## Directive
Pick out each line containing the string "this" and copy it.

▼

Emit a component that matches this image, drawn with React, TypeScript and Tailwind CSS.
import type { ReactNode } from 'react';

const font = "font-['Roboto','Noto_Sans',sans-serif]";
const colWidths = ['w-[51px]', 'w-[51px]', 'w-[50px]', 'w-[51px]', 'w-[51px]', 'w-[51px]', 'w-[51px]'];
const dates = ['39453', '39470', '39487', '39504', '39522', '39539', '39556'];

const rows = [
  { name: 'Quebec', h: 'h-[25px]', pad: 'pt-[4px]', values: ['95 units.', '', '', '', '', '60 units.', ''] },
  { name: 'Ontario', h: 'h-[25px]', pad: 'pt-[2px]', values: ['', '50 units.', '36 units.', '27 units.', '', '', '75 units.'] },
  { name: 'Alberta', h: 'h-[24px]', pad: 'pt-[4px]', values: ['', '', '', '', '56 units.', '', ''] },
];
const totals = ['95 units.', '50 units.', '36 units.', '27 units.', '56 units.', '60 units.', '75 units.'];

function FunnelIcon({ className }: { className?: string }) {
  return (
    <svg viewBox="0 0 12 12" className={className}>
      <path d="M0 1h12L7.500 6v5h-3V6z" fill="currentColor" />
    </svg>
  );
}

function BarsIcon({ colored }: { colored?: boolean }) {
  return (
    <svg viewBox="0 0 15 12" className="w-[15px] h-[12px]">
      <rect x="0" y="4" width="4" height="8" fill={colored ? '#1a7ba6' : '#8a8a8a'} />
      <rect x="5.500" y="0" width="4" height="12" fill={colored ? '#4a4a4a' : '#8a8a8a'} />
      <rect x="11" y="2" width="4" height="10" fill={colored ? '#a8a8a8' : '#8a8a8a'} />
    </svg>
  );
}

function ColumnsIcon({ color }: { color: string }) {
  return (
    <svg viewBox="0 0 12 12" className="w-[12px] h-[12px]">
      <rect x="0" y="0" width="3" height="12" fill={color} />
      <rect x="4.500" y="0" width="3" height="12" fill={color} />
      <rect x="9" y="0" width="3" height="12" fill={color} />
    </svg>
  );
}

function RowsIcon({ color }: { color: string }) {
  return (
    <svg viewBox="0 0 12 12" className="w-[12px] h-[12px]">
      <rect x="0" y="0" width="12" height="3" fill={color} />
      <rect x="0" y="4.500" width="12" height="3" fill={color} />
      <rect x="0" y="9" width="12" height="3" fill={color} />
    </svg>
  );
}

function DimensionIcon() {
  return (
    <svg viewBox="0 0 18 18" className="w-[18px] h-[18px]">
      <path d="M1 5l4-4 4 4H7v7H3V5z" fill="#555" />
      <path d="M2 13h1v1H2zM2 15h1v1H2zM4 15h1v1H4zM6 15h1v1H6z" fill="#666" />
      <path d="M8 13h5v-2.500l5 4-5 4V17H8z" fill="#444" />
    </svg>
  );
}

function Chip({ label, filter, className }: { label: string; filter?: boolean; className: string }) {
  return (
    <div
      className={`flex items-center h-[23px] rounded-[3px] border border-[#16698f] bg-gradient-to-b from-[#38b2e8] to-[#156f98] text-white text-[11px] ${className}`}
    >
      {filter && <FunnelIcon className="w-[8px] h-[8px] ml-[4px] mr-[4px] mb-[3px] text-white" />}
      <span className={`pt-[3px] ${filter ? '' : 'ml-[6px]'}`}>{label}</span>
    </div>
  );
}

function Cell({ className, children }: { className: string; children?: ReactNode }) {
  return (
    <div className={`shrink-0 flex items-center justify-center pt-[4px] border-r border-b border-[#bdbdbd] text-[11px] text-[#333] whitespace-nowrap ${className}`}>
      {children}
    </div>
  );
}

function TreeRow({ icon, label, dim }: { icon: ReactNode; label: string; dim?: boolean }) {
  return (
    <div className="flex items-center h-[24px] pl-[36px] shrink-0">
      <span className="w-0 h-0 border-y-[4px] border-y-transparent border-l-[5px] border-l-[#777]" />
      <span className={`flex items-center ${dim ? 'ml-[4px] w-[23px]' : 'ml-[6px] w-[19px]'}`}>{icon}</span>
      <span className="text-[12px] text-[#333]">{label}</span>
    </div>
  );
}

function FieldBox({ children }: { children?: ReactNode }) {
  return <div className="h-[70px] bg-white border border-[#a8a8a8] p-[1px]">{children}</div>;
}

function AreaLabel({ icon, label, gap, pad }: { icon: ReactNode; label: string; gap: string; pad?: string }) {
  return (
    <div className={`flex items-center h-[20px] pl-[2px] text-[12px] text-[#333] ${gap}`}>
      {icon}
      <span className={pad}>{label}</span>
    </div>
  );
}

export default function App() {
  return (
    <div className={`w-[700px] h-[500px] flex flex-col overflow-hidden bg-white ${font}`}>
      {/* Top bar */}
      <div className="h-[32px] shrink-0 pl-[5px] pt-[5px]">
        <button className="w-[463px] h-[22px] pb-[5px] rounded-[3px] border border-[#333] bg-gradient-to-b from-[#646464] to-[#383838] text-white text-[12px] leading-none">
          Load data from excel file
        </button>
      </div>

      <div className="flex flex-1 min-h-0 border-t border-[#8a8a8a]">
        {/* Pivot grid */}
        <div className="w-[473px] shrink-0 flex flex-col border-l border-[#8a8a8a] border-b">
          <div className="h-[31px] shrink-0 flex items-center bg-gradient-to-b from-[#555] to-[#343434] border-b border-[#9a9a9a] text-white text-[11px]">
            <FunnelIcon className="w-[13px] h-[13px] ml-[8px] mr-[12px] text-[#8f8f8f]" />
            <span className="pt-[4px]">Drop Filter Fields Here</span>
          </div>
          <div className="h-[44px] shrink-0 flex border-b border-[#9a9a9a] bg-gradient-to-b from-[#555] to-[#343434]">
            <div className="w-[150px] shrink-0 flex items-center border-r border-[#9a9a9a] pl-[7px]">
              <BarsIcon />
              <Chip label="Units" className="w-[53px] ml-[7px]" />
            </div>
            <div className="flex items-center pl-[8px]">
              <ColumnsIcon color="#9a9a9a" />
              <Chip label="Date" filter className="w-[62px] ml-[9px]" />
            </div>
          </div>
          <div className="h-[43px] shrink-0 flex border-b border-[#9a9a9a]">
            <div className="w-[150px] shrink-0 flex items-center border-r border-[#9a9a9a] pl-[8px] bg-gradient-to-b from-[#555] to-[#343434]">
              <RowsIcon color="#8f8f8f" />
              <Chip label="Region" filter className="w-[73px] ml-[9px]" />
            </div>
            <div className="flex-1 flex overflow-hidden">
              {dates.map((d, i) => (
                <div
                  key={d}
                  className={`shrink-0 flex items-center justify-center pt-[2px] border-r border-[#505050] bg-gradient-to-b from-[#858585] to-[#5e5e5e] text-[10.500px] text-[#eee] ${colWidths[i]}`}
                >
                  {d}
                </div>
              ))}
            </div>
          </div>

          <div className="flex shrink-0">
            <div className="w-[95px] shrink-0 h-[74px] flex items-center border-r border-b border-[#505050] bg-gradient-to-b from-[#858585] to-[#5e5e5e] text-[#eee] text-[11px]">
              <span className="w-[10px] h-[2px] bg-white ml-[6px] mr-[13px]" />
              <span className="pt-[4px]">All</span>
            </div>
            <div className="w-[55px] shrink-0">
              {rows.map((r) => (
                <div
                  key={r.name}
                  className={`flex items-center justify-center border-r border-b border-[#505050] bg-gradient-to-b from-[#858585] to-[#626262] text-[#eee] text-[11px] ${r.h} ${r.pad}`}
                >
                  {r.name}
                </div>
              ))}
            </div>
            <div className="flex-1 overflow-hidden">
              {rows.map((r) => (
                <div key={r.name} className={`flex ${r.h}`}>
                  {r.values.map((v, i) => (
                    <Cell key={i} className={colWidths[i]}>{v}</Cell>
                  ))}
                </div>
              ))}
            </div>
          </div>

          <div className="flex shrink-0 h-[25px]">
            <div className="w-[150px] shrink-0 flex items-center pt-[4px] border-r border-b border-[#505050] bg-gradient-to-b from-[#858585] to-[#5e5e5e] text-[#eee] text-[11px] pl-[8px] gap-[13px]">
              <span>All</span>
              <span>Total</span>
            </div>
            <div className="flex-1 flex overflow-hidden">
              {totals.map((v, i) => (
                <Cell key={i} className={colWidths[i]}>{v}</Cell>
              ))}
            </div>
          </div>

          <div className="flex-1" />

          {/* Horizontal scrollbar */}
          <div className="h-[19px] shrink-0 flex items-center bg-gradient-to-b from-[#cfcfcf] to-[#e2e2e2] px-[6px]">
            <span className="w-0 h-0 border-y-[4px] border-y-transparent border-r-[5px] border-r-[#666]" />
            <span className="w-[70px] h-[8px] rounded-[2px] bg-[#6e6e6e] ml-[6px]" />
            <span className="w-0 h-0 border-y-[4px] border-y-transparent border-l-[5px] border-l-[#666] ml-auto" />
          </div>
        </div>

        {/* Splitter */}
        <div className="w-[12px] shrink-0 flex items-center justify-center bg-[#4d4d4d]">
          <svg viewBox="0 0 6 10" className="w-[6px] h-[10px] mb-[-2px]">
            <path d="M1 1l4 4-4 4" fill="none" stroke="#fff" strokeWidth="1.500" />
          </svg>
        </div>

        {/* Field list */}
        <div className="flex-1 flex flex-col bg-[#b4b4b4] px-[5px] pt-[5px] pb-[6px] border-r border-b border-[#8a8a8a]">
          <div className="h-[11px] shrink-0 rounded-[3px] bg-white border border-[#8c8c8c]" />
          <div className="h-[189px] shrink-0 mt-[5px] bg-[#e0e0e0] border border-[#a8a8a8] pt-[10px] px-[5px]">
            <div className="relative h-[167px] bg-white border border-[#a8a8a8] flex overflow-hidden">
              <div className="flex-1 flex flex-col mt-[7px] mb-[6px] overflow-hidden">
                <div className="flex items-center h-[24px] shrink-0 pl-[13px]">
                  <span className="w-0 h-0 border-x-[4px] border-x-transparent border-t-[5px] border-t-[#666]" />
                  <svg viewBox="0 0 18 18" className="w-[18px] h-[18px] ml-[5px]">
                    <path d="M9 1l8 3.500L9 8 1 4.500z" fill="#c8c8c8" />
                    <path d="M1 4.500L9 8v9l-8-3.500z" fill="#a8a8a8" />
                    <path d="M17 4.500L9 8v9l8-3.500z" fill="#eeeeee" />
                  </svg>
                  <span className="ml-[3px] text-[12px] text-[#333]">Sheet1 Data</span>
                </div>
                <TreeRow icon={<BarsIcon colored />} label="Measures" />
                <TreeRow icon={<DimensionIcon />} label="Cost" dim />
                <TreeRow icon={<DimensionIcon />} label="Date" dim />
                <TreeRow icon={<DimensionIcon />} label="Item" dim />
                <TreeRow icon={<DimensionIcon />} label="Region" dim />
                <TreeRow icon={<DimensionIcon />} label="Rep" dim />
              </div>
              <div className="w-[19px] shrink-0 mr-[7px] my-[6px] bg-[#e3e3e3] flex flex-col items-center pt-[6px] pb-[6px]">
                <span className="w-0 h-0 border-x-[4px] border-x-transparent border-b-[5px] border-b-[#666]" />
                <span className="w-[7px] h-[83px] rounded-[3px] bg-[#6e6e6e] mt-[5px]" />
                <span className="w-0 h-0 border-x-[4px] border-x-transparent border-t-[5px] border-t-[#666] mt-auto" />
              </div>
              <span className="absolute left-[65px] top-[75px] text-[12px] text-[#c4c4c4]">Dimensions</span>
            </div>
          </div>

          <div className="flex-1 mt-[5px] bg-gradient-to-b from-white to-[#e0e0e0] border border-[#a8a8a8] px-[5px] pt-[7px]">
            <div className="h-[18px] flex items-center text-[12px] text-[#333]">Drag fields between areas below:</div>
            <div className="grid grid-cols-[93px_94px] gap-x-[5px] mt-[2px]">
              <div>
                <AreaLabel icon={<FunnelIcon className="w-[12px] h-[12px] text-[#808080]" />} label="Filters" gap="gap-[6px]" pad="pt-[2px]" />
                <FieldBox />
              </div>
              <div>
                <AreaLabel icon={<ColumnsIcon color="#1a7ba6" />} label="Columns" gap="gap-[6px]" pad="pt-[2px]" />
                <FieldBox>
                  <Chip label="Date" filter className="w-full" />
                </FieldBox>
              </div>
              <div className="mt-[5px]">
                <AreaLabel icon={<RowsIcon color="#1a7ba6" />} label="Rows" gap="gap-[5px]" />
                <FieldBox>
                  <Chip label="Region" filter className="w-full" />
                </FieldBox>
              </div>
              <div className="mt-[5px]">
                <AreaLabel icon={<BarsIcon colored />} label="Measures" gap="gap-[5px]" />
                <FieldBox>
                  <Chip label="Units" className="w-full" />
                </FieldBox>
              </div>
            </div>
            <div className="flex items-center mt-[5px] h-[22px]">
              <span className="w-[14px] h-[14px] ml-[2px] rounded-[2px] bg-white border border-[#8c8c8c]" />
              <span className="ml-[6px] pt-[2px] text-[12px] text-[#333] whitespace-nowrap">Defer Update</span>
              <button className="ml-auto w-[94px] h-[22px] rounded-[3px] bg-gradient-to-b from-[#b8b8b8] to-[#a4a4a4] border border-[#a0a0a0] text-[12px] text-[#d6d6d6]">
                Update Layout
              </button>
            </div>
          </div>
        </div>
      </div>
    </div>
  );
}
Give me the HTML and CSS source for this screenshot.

▲

## The response
Emit a component that matches this image, drawn with React, TypeScript and Tailwind CSS.
Give me the HTML and CSS source for this screenshot.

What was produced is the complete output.